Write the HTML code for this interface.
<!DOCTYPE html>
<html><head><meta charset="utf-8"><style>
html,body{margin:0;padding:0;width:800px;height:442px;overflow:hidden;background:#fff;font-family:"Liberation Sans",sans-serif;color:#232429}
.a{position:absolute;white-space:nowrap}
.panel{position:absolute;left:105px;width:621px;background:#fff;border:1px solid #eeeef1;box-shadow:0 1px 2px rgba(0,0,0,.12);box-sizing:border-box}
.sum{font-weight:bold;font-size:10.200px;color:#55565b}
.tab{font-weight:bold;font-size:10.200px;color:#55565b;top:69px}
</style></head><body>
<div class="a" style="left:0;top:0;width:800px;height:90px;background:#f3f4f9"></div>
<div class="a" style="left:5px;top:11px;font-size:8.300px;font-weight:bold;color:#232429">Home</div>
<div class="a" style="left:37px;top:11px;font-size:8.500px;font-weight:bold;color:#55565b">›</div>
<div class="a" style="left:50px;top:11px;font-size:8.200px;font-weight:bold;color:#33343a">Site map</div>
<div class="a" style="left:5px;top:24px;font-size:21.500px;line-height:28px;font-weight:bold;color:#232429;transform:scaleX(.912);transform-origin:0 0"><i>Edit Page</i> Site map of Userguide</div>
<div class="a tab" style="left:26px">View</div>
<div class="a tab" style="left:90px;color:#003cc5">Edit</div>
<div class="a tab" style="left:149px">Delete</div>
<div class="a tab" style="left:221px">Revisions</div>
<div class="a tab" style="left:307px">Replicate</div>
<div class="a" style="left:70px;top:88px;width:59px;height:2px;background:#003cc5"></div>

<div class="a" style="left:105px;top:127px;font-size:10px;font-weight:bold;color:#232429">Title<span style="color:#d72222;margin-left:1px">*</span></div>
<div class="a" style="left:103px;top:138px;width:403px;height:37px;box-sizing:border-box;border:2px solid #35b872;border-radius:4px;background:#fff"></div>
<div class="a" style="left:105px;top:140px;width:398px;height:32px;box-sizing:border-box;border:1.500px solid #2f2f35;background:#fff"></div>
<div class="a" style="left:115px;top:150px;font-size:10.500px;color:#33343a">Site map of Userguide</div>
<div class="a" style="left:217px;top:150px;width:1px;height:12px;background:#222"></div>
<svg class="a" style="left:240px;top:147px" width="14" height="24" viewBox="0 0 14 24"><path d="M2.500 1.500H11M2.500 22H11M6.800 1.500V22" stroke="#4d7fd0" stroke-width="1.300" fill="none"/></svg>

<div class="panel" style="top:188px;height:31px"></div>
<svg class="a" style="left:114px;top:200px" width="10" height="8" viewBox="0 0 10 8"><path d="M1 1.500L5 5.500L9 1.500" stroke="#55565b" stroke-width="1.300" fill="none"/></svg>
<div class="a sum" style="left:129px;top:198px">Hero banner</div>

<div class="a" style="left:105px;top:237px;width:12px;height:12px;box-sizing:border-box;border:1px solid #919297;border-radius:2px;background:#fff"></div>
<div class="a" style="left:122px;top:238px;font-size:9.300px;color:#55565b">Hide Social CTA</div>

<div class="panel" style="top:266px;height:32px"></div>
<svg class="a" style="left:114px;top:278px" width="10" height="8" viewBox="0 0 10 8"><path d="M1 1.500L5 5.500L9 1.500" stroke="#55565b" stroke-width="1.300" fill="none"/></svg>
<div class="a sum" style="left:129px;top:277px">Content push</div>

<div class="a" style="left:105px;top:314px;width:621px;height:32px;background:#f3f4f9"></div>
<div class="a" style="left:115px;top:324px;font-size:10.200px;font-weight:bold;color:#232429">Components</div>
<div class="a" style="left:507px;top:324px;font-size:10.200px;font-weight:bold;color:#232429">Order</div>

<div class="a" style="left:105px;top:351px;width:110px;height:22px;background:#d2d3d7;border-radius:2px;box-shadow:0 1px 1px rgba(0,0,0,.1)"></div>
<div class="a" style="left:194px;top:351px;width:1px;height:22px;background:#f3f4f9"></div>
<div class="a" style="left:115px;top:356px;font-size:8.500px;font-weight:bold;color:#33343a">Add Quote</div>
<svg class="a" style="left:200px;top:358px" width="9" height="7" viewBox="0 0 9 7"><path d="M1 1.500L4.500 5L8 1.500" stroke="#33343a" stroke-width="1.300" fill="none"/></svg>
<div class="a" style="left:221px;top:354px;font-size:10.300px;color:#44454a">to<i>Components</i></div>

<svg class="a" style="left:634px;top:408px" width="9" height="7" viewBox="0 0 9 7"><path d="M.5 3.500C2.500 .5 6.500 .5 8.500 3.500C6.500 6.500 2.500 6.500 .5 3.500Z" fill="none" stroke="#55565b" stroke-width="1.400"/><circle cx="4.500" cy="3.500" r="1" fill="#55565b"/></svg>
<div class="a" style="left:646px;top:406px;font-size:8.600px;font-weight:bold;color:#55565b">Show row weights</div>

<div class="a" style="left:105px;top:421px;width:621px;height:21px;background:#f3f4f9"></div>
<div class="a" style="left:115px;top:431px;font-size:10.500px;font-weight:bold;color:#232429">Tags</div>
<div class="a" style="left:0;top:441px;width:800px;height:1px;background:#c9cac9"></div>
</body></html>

————

## Exercise aim
From the preceding material, extract every line exactly.

## Response below
Write the HTML code for this interface.
<!DOCTYPE html>
<html><head><meta charset="utf-8"><style>
html,body{margin:0;padding:0;width:800px;height:442px;overflow:hidden;background:#fff;font-family:"Liberation Sans",sans-serif;color:#232429}
.a{position:absolute;white-space:nowrap}
.panel{position:absolute;left:105px;width:621px;background:#fff;border:1px solid #eeeef1;box-shadow:0 1px 2px rgba(0,0,0,.12);box-sizing:border-box}
.sum{font-weight:bold;font-size:10.200px;color:#55565b}
.tab{font-weight:bold;font-size:10.200px;color:#55565b;top:69px}
</style></head><body>
<div class="a" style="left:0;top:0;width:800px;height:90px;background:#f3f4f9"></div>
<div class="a" style="left:5px;top:11px;font-size:8.300px;font-weight:bold;color:#232429">Home</div>
<div class="a" style="left:37px;top:11px;font-size:8.500px;font-weight:bold;color:#55565b">›</div>
<div class="a" style="left:50px;top:11px;font-size:8.200px;font-weight:bold;color:#33343a">Site map</div>
<div class="a" style="left:5px;top:24px;font-size:21.500px;line-height:28px;font-weight:bold;color:#232429;transform:scaleX(.912);transform-origin:0 0"><i>Edit Page</i> Site map of Userguide</div>
<div class="a tab" style="left:26px">View</div>
<div class="a tab" style="left:90px;color:#003cc5">Edit</div>
<div class="a tab" style="left:149px">Delete</div>
<div class="a tab" style="left:221px">Revisions</div>
<div class="a tab" style="left:307px">Replicate</div>
<div class="a" style="left:70px;top:88px;width:59px;height:2px;background:#003cc5"></div>

<div class="a" style="left:105px;top:127px;font-size:10px;font-weight:bold;color:#232429">Title<span style="color:#d72222;margin-left:1px">*</span></div>
<div class="a" style="left:103px;top:138px;width:403px;height:37px;box-sizing:border-box;border:2px solid #35b872;border-radius:4px;background:#fff"></div>
<div class="a" style="left:105px;top:140px;width:398px;height:32px;box-sizing:border-box;border:1.500px solid #2f2f35;background:#fff"></div>
<div class="a" style="left:115px;top:150px;font-size:10.500px;color:#33343a">Site map of Userguide</div>
<div class="a" style="left:217px;top:150px;width:1px;height:12px;background:#222"></div>
<svg class="a" style="left:240px;top:147px" width="14" height="24" viewBox="0 0 14 24"><path d="M2.500 1.500H11M2.500 22H11M6.800 1.500V22" stroke="#4d7fd0" stroke-width="1.300" fill="none"/></svg>

<div class="panel" style="top:188px;height:31px"></div>
<svg class="a" style="left:114px;top:200px" width="10" height="8" viewBox="0 0 10 8"><path d="M1 1.500L5 5.500L9 1.500" stroke="#55565b" stroke-width="1.300" fill="none"/></svg>
<div class="a sum" style="left:129px;top:198px">Hero banner</div>

<div class="a" style="left:105px;top:237px;width:12px;height:12px;box-sizing:border-box;border:1px solid #919297;border-radius:2px;background:#fff"></div>
<div class="a" style="left:122px;top:238px;font-size:9.300px;color:#55565b">Hide Social CTA</div>

<div class="panel" style="top:266px;height:32px"></div>
<svg class="a" style="left:114px;top:278px" width="10" height="8" viewBox="0 0 10 8"><path d="M1 1.500L5 5.500L9 1.500" stroke="#55565b" stroke-width="1.300" fill="none"/></svg>
<div class="a sum" style="left:129px;top:277px">Content push</div>

<div class="a" style="left:105px;top:314px;width:621px;height:32px;background:#f3f4f9"></div>
<div class="a" style="left:115px;top:324px;font-size:10.200px;font-weight:bold;color:#232429">Components</div>
<div class="a" style="left:507px;top:324px;font-size:10.200px;font-weight:bold;color:#232429">Order</div>

<div class="a" style="left:105px;top:351px;width:110px;height:22px;background:#d2d3d7;border-radius:2px;box-shadow:0 1px 1px rgba(0,0,0,.1)"></div>
<div class="a" style="left:194px;top:351px;width:1px;height:22px;background:#f3f4f9"></div>
<div class="a" style="left:115px;top:356px;font-size:8.500px;font-weight:bold;color:#33343a">Add Quote</div>
<svg class="a" style="left:200px;top:358px" width="9" height="7" viewBox="0 0 9 7"><path d="M1 1.500L4.500 5L8 1.500" stroke="#33343a" stroke-width="1.300" fill="none"/></svg>
<div class="a" style="left:221px;top:354px;font-size:10.300px;color:#44454a">to<i>Components</i></div>

<svg class="a" style="left:634px;top:408px" width="9" height="7" viewBox="0 0 9 7"><path d="M.5 3.500C2.500 .5 6.500 .5 8.500 3.500C6.500 6.500 2.500 6.500 .5 3.500Z" fill="none" stroke="#55565b" stroke-width="1.400"/><circle cx="4.500" cy="3.500" r="1" fill="#55565b"/></svg>
<div class="a" style="left:646px;top:406px;font-size:8.600px;font-weight:bold;color:#55565b">Show row weights</div>

<div class="a" style="left:105px;top:421px;width:621px;height:21px;background:#f3f4f9"></div>
<div class="a" style="left:115px;top:431px;font-size:10.500px;font-weight:bold;color:#232429">Tags</div>
<div class="a" style="left:0;top:441px;width:800px;height:1px;background:#c9cac9"></div>
</body></html>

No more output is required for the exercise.